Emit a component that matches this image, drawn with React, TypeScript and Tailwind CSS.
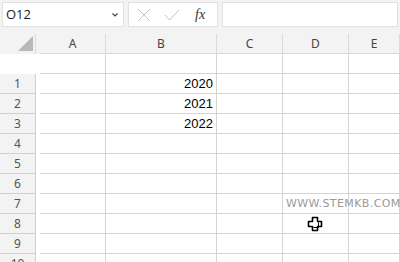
import React from 'react';

const cols = [
  { label: 'A', w: 'w-[66px]' },
  { label: 'B', w: 'w-[111px]' },
  { label: 'C', w: 'w-[66px]' },
  { label: 'D', w: 'w-[66px]' },
  { label: 'E', w: 'flex-1' },
];

const values: Record<number, string> = { 1: '2020', 2: '2021', 3: '2022' };

const CellCursor = () => (
  <svg width="16" height="16" viewBox="0 0 16 16" className="absolute left-[307px] top-[216px]">
    <path
      d="M5.5 1.5h5v4h4v5h-4v4h-5v-4h-4v-5h4z"
      fill="#fff"
      stroke="#000"
      strokeWidth="1.6"
      strokeLinejoin="round"
    />
    <path d="M11.5 6.5v5h-5" fill="none" stroke="#000" strokeWidth="1" />
  </svg>
);

export default function App() {
  return (
    <div className="relative w-[400px] h-[262px] overflow-hidden bg-white" style={{ fontFamily: '"Open Sans", sans-serif' }}>
      {/* formula bar */}
      <div className="flex h-[34px] gap-1 bg-[#f3f3f3] px-[2px] pt-[2px] pb-[7px]">
        <div className="flex w-[122px] items-center justify-between border border-[#e1e1e1] bg-white pl-[3px] pr-[4px]">
          <span className="text-[13px] text-[#222]">O12</span>
          <svg width="8" height="6" viewBox="0 0 8 6">
            <path d="M1.5 1.5l2.5 2.5 2.5-2.5" fill="none" stroke="#444" strokeWidth="1.2" />
          </svg>
        </div>
        <div className="flex w-[90px] items-center border border-[#e1e1e1] bg-white pl-[8px]">
          <svg width="14" height="14" viewBox="0 0 14 14" className="mr-[13px]">
            <path d="M1 1l12 12M13 1L1 13" stroke="#c4c4c4" strokeWidth="1" />
          </svg>
          <svg width="16" height="12" viewBox="0 0 16 12" className="mr-[15px]">
            <path d="M1 6l4.5 5L15 1" fill="none" stroke="#c4c4c4" strokeWidth="1" />
          </svg>
          <span className="text-[14px] italic text-[#333]" style={{ fontFamily: '"Liberation Serif", serif' }}>
            fx
          </span>
        </div>
        <div className="flex-1 border border-[#e1e1e1] bg-white" />
      </div>

      {/* column header */}
      <div className="flex h-[20px] bg-[#f3f3f3]" style={{ fontFamily: '"Noto Sans", sans-serif' }}>
        <div className="relative w-[36px] border-r border-[#dadada]">
          <svg width="16" height="15" viewBox="0 0 16 15" className="absolute left-[18px] top-[2px]">
            <path d="M15 0V15H0z" fill="#b8b8b8" />
          </svg>
        </div>
        <div className="w-[4px]" />
        {cols.map((c) => (
          <div
            key={c.label}
            className={`${c.w} flex items-center justify-center border-r border-b border-[#dadada] text-[12px] text-[#444]`}
          >
            {c.label}
          </div>
        ))}
      </div>

      {/* blank frozen row */}
      <div className="flex h-[20px]">
        <div className="w-[40px]" />
        {cols.map((c) => (
          <div key={c.label} className={`${c.w} border-r border-b border-[#d4d4d4]`} />
        ))}
      </div>

      {/* body rows */}
      {Array.from({ length: 10 }, (_, i) => i + 1).map((r) => (
        <div key={r} className="flex h-[20px]">
          <div
            className="flex w-[36px] items-center justify-center border-r border-b border-[#d0d0d0] bg-[#f3f3f3] text-[12px] text-[#555]"
            style={{ fontFamily: '"Noto Sans", sans-serif' }}
          >
            {r}
          </div>
          <div className="w-[4px]" />
          {cols.map((c) => (
            <div
              key={c.label}
              className={`${c.w} flex items-center justify-end border-r border-b border-[#d4d4d4] pr-[3px] text-[13px] text-black`}
              style={{ fontFamily: '"Liberation Sans", sans-serif' }}
            >
              {c.label === 'B' ? values[r] : null}
            </div>
          ))}
        </div>
      ))}

      {/* watermark */}
      <div
        className="absolute left-[286px] top-[196px] whitespace-nowrap text-[11px] tracking-[0.4px] text-[#9a9a9a]"
        style={{ fontFamily: '"DejaVu Sans", sans-serif' }}
      >
        WWW.STEMKB.COM
      </div>

      <CellCursor />
    </div>
  );
}
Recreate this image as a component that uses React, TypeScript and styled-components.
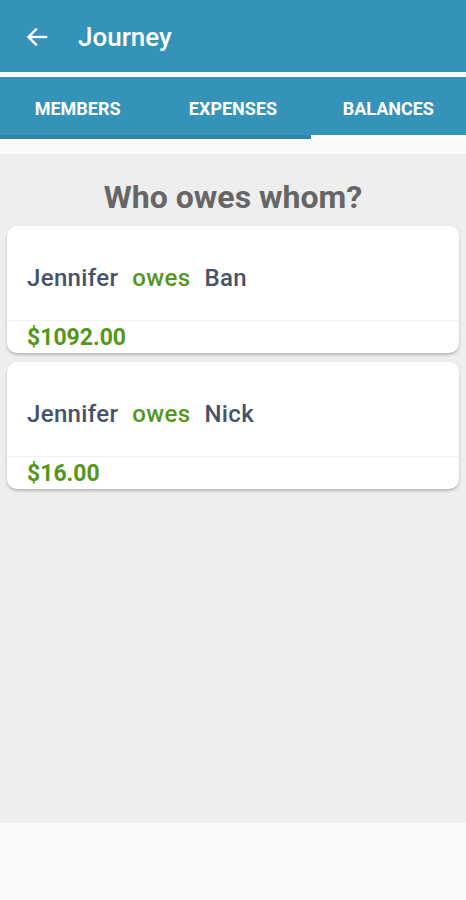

-=-=-=-=-

▶ **SET TASK**:
In the records shown above, how many lines include the word "that"? Answer with the number only.

▶ **SOLUTION FOR THIS PROBLEM**:
2